Achilles_Statue_in_Corfu_by_MaJr12
Good Posture, brought to you by Achilleus

If we try doing a front squat with bad posture, we’ll set ourselves up for either a plateau or an injury. In effect, we have to resolve this problem by increasing the body’s energy consumption (reducing efficiency) in order to produce the alignment that allows us to correctly perform this movement under load.

Ultimately, however, efficiency is extremely important in sports such as running. This is known as running economy. Elite runners tend to have great running economy, meaning that they use less energy to cover a certain distance.

There are a few ways that running economy can be improved: one is to increase aerobic power. Six times as much energy can be gotten from molecules of glucose that are burned aerobically rather than anaerobically.

Another way is to increase neuromuscular synchronization and power. A knee that collapses in or hip that collapses up during the running stride is known as a “power leak,” meaning that muscles are misaligned and therefore pushing the body up, laterally, or rotationally instead of contributing to driving it forward.

Yet another way to increase running economy is to become smaller. This includes having reduced fat percentage and increased muscle percentage, but it encompasses more than that: runners that are volumetrically smaller have a much easier time traveling distance than runners that are volumetrically larger. Why? If you’re taller, not only will your bones and muscles have to be thicker (in order to retain the same proportions), but then your organs, especially your heart and circulatory system, will be working that much more to pump blood from your toes to your brain.

It doesn’t matter what aspect of running economy you’re talking about. Not only does the economical runner expend less total energy than the non-economical runner, but a greater percentage of total energy expenditure ends up going towards crossing the finish line rather than being lost in vertical, lateral, or torsional oscillation, power leaks, or greater metabolic upkeep.

The question of efficiency or running economy should always be asked in tandem with the question of athletic performance: is seeking some initial efficiency—for example, bowing my upper back because I’m tired—going to hinder my athletic performance or development?

Personally, I believe that “good form” for any athletic activity is “that form which allows us to express greater athletic power.” That’s how it’s defined across martial arts, baseball, the decathlon, and marbles. That should be how we define it in running too.

When a forefoot strike results from all the correct physiological and gait factors, a greater proportion of the stance will be spent on the forefoot, meaning that a greater proportion of the stance phase will go into force production. The stance is shorter overall, and the speed is faster. Is this stride type more costly (and does it produce its own set of injuries)? Maybe, possibly. Sure.

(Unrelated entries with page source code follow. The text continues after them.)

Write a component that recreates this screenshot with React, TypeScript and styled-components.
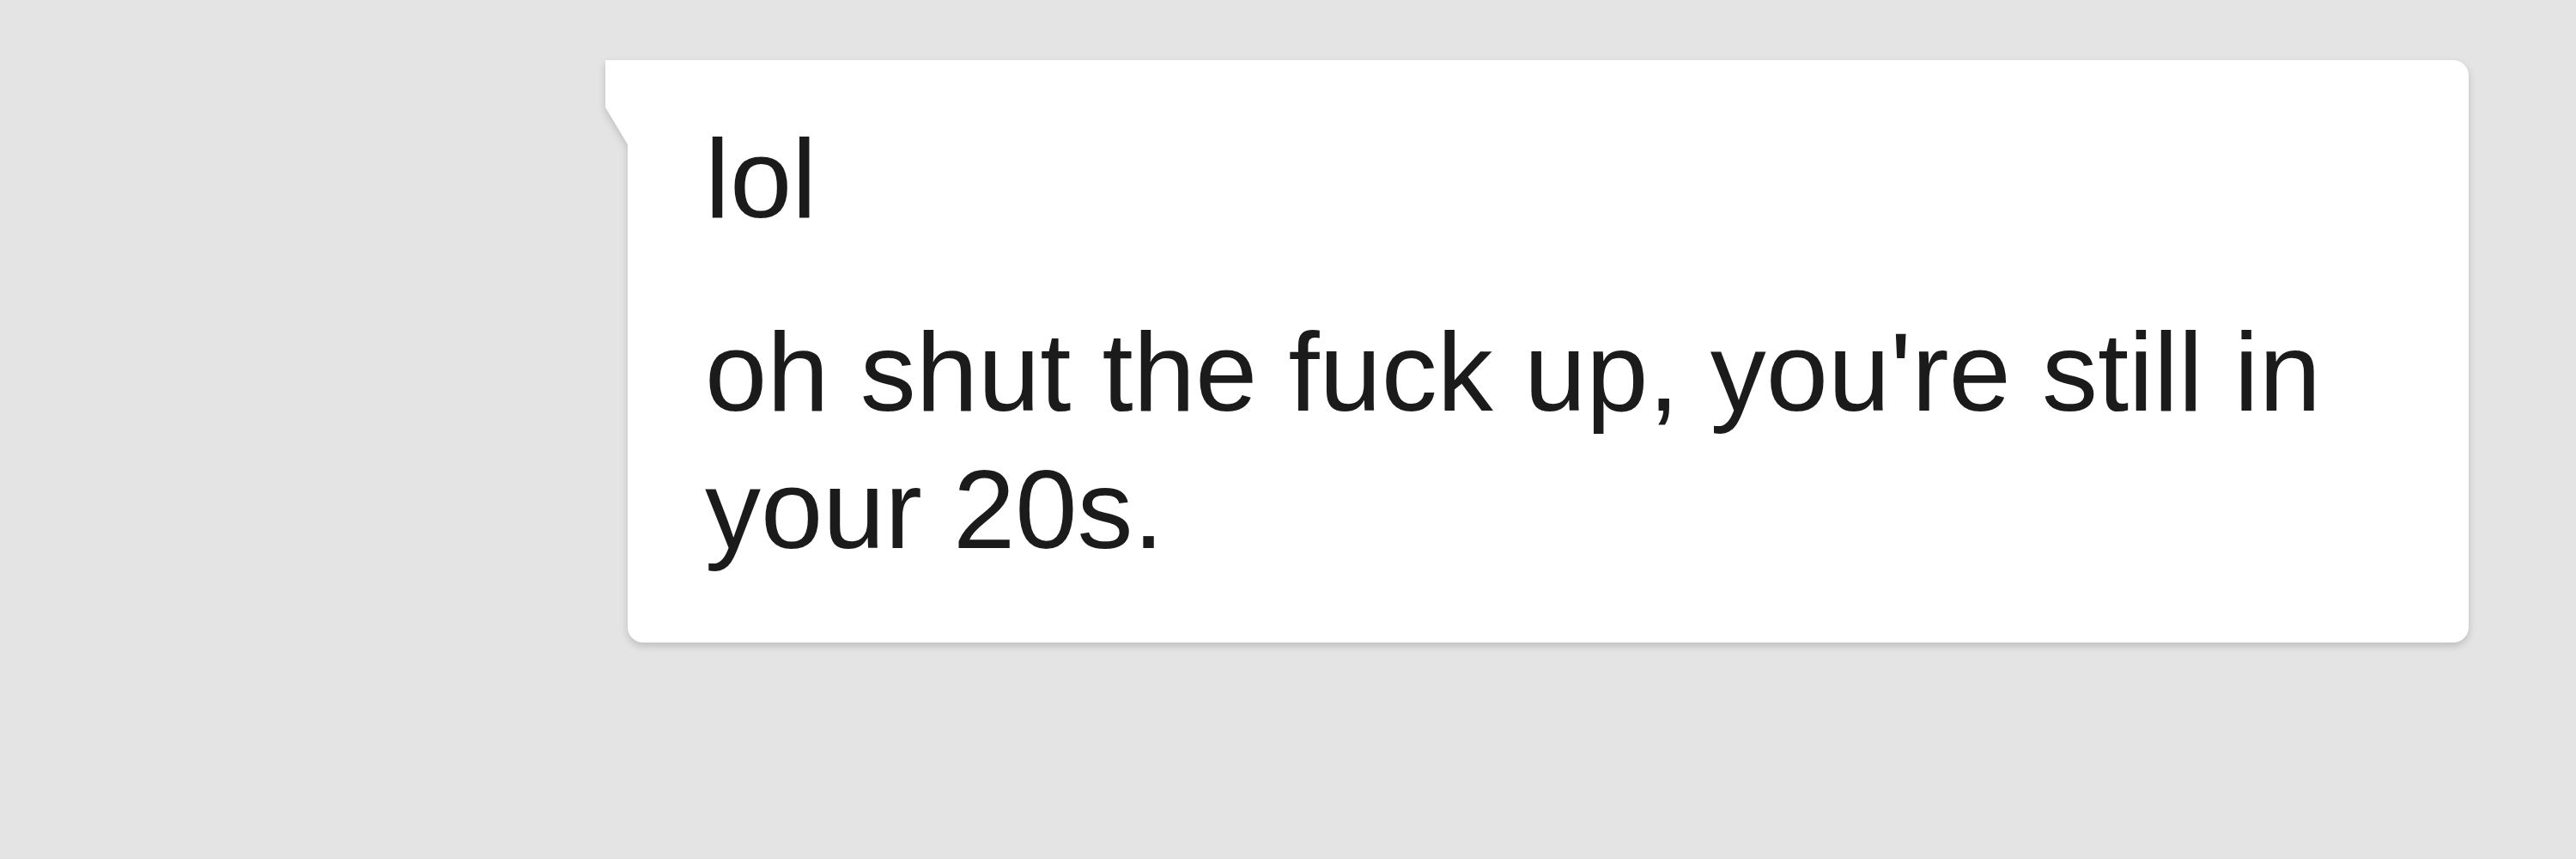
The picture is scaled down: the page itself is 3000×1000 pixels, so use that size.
import React from "react";
import styled, { createGlobalStyle } from "styled-components";

const messages = ["lol", "oh shut the fuck up, you're still in your 20s."];

function App() {
  return (
    <>
      <GlobalStyle />
      <ChatWrap>
        <BubbleWrap>
          <Tail />
          <MessageBubble>
            {messages.map((text, i) => (
              <MessageLine key={i} last={i === messages.length - 1}>
                {text}
              </MessageLine>
            ))}
          </MessageBubble>
        </BubbleWrap>
      </ChatWrap>
    </>
  );
}

const GlobalStyle = createGlobalStyle`
  html, body {
    margin: 0;
    background-color: #e4e4e4;
  }
`;

const ChatWrap = styled.div`
  display: flex;
  flex-direction: row;
  width: 3000px;
  height: 1000px;
  box-sizing: border-box;
  padding: 70px 0 0 731px;
  background-color: #e4e4e4;
`;

const BubbleWrap = styled.div`
  position: relative;
  width: 2144px;
  height: fit-content;
  filter: drop-shadow(0 4px 4px rgba(0, 0, 0, 0.17));
`;

const Tail = styled.div`
  position: absolute;
  left: -26px;
  top: 0;
  width: 27px;
  height: 100px;
  background-color: #ffffff;
  clip-path: polygon(0 0, 100% 0, 100% 100%, 0 55%);
`;

const MessageBubble = styled.div`
  background-color: #ffffff;
  border-radius: 0 18px 18px 18px;
  padding: 58px 90px 75px 90px;
  font-family: "Liberation Sans", Arial, sans-serif;
  font-size: 130px;
  line-height: 160px;
  color: #1b1b1b;
`;

const MessageLine = styled.p<{ last?: boolean }>`
  margin: 0 0 ${(p) => (p.last ? "0" : "65px")} 0;
`;

export default App;
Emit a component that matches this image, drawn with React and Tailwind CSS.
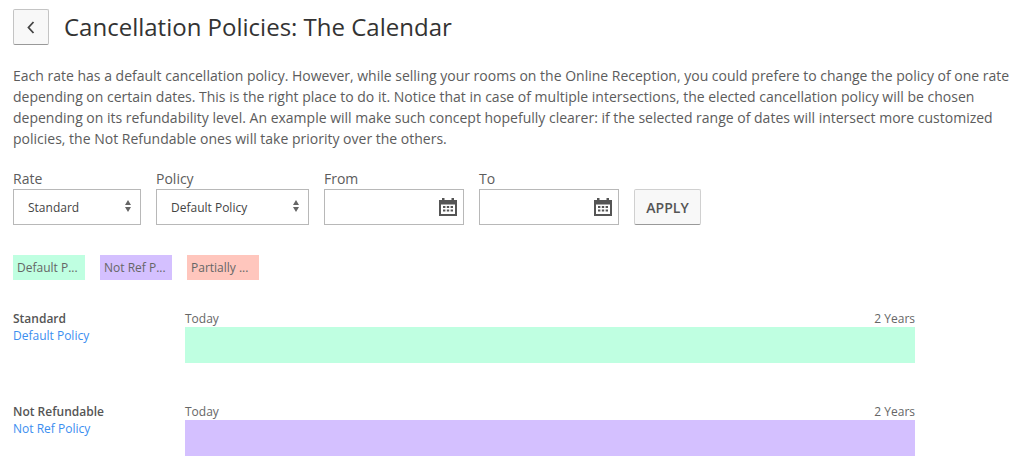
import React from "react";

const Cal = () => (
  <svg width="18" height="18" viewBox="0 0 18 18" className="absolute right-[6px] top-[8px]">
    <path fill="#555" fillRule="evenodd" d="M3 0h2.5v2h7V0H15v2h3v16H0V2h3V0zM2 6.5V16h14V6.5H2z" />
    <g fill="#555">
      <rect x="4" y="8" width="2.4" height="2" /><rect x="7.8" y="8" width="2.4" height="2" /><rect x="11.6" y="8" width="2.4" height="2" />
      <rect x="4" y="11.5" width="2.4" height="2" /><rect x="7.8" y="11.5" width="2.4" height="2" /><rect x="11.6" y="11.5" width="2.4" height="2" />
    </g>
  </svg>
);

const Arrows = () => (
  <svg width="6" height="12" viewBox="0 0 6 12" className="absolute right-[9px] top-[10px] pointer-events-none">
    <path fill="#666" d="M3 0L6 5H0zM3 12L0 7h6z" />
  </svg>
);

const Field = ({ label, width, children }) => (
  <div className="flex flex-col" style={{ width }}>
    <span className="text-[14px] leading-[20px] h-[20px] text-[#5c5c5c]">{label}</span>
    <div className="relative h-[36px] border border-[#b8b8b8] bg-white">{children}</div>
  </div>
);

const Sel = ({ v }) => (
  <>
    <div className="pl-[14px] text-[12px] leading-[36px] text-[#444]">{v}</div>
    <Arrows />
  </>
);

const Row = ({ name, policy, color, cls }) => (
  <div className={`flex ${cls}`}>
    <div className="w-[172px] text-[12px] leading-[17px] pt-[1px]">
      <div className="font-semibold text-[#555]">{name}</div>
      <div className="text-[#3b8ef0]">{policy}</div>
    </div>
    <div className="w-[730px]">
      <div className="flex h-[18px] justify-between text-[12px] leading-[20px] text-[#666]">
        <span>Today</span>
        <span>2 Years</span>
      </div>
      <div className={`h-[36px] ${color}`} />
    </div>
  </div>
);

export default function App() {
  return (
    <div className="h-[465px] overflow-hidden bg-white pl-[13px] pt-[9px] font-['Open_Sans',sans-serif]">
      <div className="flex items-center gap-[15px]">
        <button className="flex h-[36px] w-[36px] items-center justify-center rounded-[2px] border border-[#c4c4c4] border-b-[#999] bg-[#f8f8f8]">
          <svg width="8" height="13" viewBox="0 0 8 13">
            <path d="M6.5 1L1.5 6.5L6.5 12" fill="none" stroke="#444" strokeWidth="1.8" />
          </svg>
        </button>
        <h1 className="text-[24px] leading-[36px] text-[#333]">Cancellation Policies: The Calendar</h1>
      </div>

      <p className="mt-[20px] w-[1000px] text-[14px] leading-[21px] text-[#5c5c5c]">
        Each rate has a default cancellation policy. However, while selling your rooms on the Online Reception, you could prefere to change the policy of one rate
        <br />
        depending on certain dates. This is the right place to do it. Notice that in case of multiple intersections, the elected cancellation policy will be chosen
        <br />
        depending on its refundability level. An example will make such concept hopefully clearer: if the selected range of dates will intersect more customized
        <br />
        policies, the Not Refundable ones will take priority over the others.
      </p>

      <div className="mt-[20px] flex items-end gap-[15px]">
        <Field label="Rate" width={128}><Sel v="Standard" /></Field>
        <Field label="Policy" width={153}><Sel v="Default Policy" /></Field>
        <Field label="From" width={140}><Cal /></Field>
        <Field label="To" width={140}><Cal /></Field>
        <button className="h-[36px] w-[67px] rounded-[2px] border border-[#d0d0d0] border-b-[#999] bg-[#f8f8f8] text-[14px] font-semibold text-[#555]">APPLY</button>
      </div>

      <div className="mt-[30px] flex gap-[15px] text-[12px] leading-[25px] text-[#666]">
        <div className="h-[25px] w-[72px] bg-[#bfffe1] pl-[4px]">Default P...</div>
        <div className="h-[25px] w-[72px] bg-[#d4c0ff] pl-[4px]">Not Ref P...</div>
        <div className="h-[25px] w-[72px] bg-[#ffc6bd] pl-[4px]">Partially ...</div>
      </div>

      <Row name="Standard" policy="Default Policy" color="bg-[#bfffe1]" cls="mt-[29px]" />
      <Row name="Not Refundable" policy="Not Ref Policy" color="bg-[#d4c0ff]" cls="mt-[39px]" />
    </div>
  );
}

Do certain distances place such a burden on people’s endurance—even that of elite athletes—that they opt out of the “power producing” stride type completely? That’s the billion-dollar question, and given the answer, we might find that it is completely within reason to adopt a hybrid stride or even a heel strike at certain distances, full stop. (Or, you know, we could just walk).

Great form (and great technique) are expenses of energy, both immediate and in terms of time and training. But achieving them will facilitate efficiency at a higher athletic level: we’ll expend more energy, but we’ll be able to apply a greater percentage of that energy towards the achievement of our athletic goals.